:: PROBLEM ::
Copy out the data exactly, leaving the pictures behind.

__________

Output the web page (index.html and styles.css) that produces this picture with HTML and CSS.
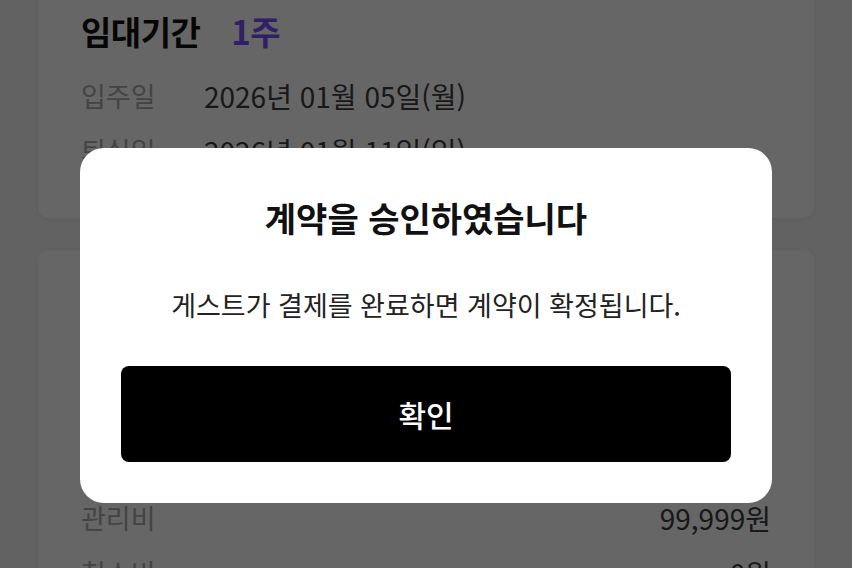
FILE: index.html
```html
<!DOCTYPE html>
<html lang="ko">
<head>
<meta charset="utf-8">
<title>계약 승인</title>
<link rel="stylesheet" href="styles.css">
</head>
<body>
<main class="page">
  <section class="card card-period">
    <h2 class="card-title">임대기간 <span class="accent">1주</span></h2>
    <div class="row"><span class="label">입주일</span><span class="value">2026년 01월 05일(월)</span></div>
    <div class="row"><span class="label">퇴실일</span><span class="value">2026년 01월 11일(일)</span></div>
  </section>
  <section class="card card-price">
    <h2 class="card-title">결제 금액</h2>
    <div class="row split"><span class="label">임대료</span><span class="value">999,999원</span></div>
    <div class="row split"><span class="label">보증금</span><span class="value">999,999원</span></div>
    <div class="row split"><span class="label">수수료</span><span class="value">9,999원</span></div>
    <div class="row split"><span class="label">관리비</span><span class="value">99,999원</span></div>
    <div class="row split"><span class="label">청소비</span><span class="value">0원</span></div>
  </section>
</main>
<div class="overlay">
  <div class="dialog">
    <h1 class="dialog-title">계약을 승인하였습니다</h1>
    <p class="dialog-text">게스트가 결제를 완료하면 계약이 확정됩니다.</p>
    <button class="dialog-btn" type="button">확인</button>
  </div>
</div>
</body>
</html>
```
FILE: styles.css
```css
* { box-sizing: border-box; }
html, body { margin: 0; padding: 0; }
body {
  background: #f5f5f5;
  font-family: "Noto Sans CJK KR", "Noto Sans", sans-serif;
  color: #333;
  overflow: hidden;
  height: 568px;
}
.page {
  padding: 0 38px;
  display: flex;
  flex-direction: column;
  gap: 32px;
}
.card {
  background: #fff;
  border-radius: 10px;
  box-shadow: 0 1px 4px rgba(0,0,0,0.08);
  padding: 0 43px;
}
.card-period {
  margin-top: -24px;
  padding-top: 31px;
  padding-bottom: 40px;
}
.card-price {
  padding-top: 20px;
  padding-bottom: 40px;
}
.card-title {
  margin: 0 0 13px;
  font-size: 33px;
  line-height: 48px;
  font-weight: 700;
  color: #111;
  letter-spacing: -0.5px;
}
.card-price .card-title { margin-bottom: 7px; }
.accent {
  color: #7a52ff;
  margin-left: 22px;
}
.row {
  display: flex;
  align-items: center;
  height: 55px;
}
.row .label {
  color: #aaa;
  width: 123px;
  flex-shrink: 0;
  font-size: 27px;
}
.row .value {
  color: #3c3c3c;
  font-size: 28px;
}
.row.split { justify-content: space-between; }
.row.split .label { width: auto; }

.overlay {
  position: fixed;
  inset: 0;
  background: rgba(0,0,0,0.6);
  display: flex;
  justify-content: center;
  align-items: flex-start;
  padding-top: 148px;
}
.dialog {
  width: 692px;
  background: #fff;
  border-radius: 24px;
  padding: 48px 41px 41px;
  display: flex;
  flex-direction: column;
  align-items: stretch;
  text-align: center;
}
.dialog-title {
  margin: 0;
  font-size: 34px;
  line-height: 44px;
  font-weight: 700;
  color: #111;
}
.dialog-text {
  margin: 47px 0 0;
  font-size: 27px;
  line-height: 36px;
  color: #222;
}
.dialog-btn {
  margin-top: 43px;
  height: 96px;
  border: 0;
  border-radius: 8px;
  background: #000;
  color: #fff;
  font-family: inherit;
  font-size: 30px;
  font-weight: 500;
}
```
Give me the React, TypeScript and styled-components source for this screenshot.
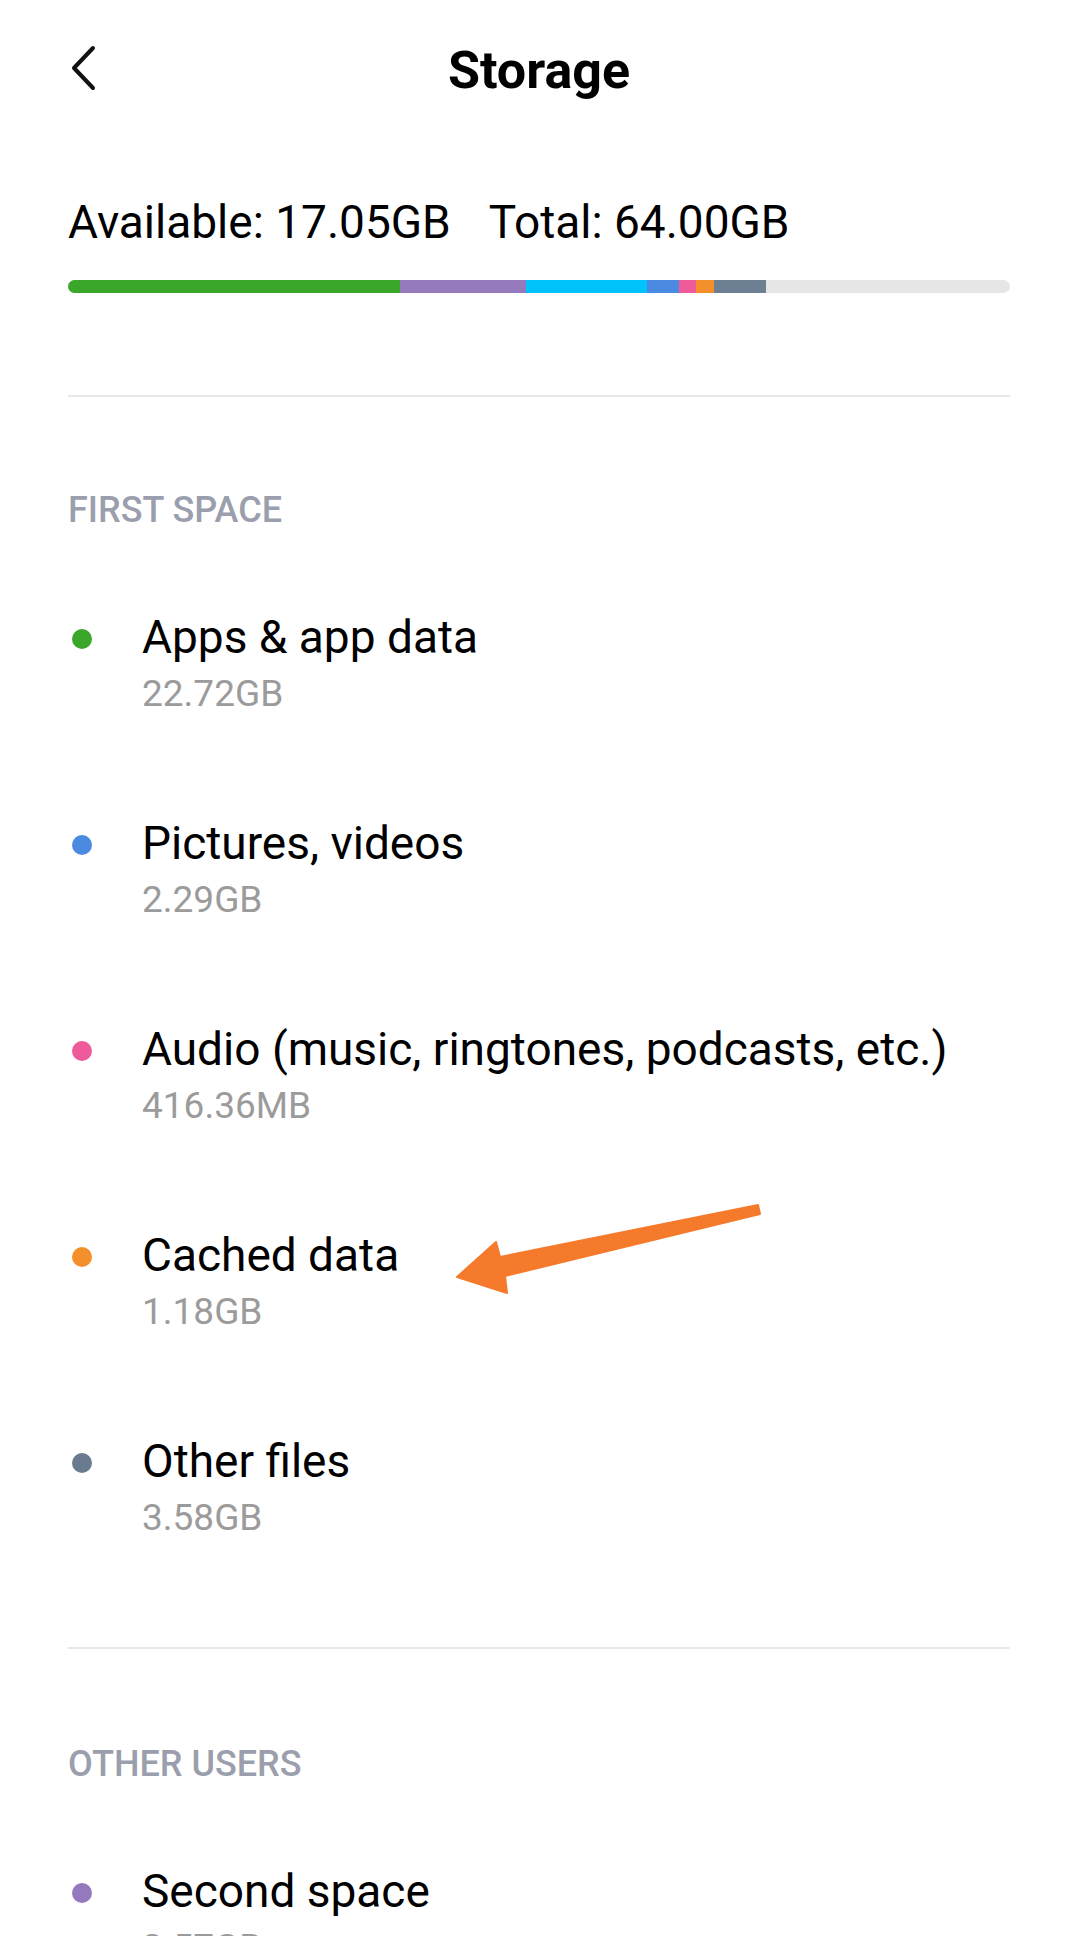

__________

:: WRITTEN REPLY ::
Output the web page (index.html and styles.css) that produces this picture with HTML and CSS.
FILE: index.html
```html
<!DOCTYPE html>
<html lang="ko">
<head>
<meta charset="utf-8">
<title>계약 승인</title>
<link rel="stylesheet" href="styles.css">
</head>
<body>
<main class="page">
  <section class="card card-period">
    <h2 class="card-title">임대기간 <span class="accent">1주</span></h2>
    <div class="row"><span class="label">입주일</span><span class="value">2026년 01월 05일(월)</span></div>
    <div class="row"><span class="label">퇴실일</span><span class="value">2026년 01월 11일(일)</span></div>
  </section>
  <section class="card card-price">
    <h2 class="card-title">결제 금액</h2>
    <div class="row split"><span class="label">임대료</span><span class="value">999,999원</span></div>
    <div class="row split"><span class="label">보증금</span><span class="value">999,999원</span></div>
    <div class="row split"><span class="label">수수료</span><span class="value">9,999원</span></div>
    <div class="row split"><span class="label">관리비</span><span class="value">99,999원</span></div>
    <div class="row split"><span class="label">청소비</span><span class="value">0원</span></div>
  </section>
</main>
<div class="overlay">
  <div class="dialog">
    <h1 class="dialog-title">계약을 승인하였습니다</h1>
    <p class="dialog-text">게스트가 결제를 완료하면 계약이 확정됩니다.</p>
    <button class="dialog-btn" type="button">확인</button>
  </div>
</div>
</body>
</html>
```
FILE: styles.css
```css
* { box-sizing: border-box; }
html, body { margin: 0; padding: 0; }
body {
  background: #f5f5f5;
  font-family: "Noto Sans CJK KR", "Noto Sans", sans-serif;
  color: #333;
  overflow: hidden;
  height: 568px;
}
.page {
  padding: 0 38px;
  display: flex;
  flex-direction: column;
  gap: 32px;
}
.card {
  background: #fff;
  border-radius: 10px;
  box-shadow: 0 1px 4px rgba(0,0,0,0.08);
  padding: 0 43px;
}
.card-period {
  margin-top: -24px;
  padding-top: 31px;
  padding-bottom: 40px;
}
.card-price {
  padding-top: 20px;
  padding-bottom: 40px;
}
.card-title {
  margin: 0 0 13px;
  font-size: 33px;
  line-height: 48px;
  font-weight: 700;
  color: #111;
  letter-spacing: -0.5px;
}
.card-price .card-title { margin-bottom: 7px; }
.accent {
  color: #7a52ff;
  margin-left: 22px;
}
.row {
  display: flex;
  align-items: center;
  height: 55px;
}
.row .label {
  color: #aaa;
  width: 123px;
  flex-shrink: 0;
  font-size: 27px;
}
.row .value {
  color: #3c3c3c;
  font-size: 28px;
}
.row.split { justify-content: space-between; }
.row.split .label { width: auto; }

.overlay {
  position: fixed;
  inset: 0;
  background: rgba(0,0,0,0.6);
  display: flex;
  justify-content: center;
  align-items: flex-start;
  padding-top: 148px;
}
.dialog {
  width: 692px;
  background: #fff;
  border-radius: 24px;
  padding: 48px 41px 41px;
  display: flex;
  flex-direction: column;
  align-items: stretch;
  text-align: center;
}
.dialog-title {
  margin: 0;
  font-size: 34px;
  line-height: 44px;
  font-weight: 700;
  color: #111;
}
.dialog-text {
  margin: 47px 0 0;
  font-size: 27px;
  line-height: 36px;
  color: #222;
}
.dialog-btn {
  margin-top: 43px;
  height: 96px;
  border: 0;
  border-radius: 8px;
  background: #000;
  color: #fff;
  font-family: inherit;
  font-size: 30px;
  font-weight: 500;
}
```
Give me the React, TypeScript and styled-components source for this screenshot.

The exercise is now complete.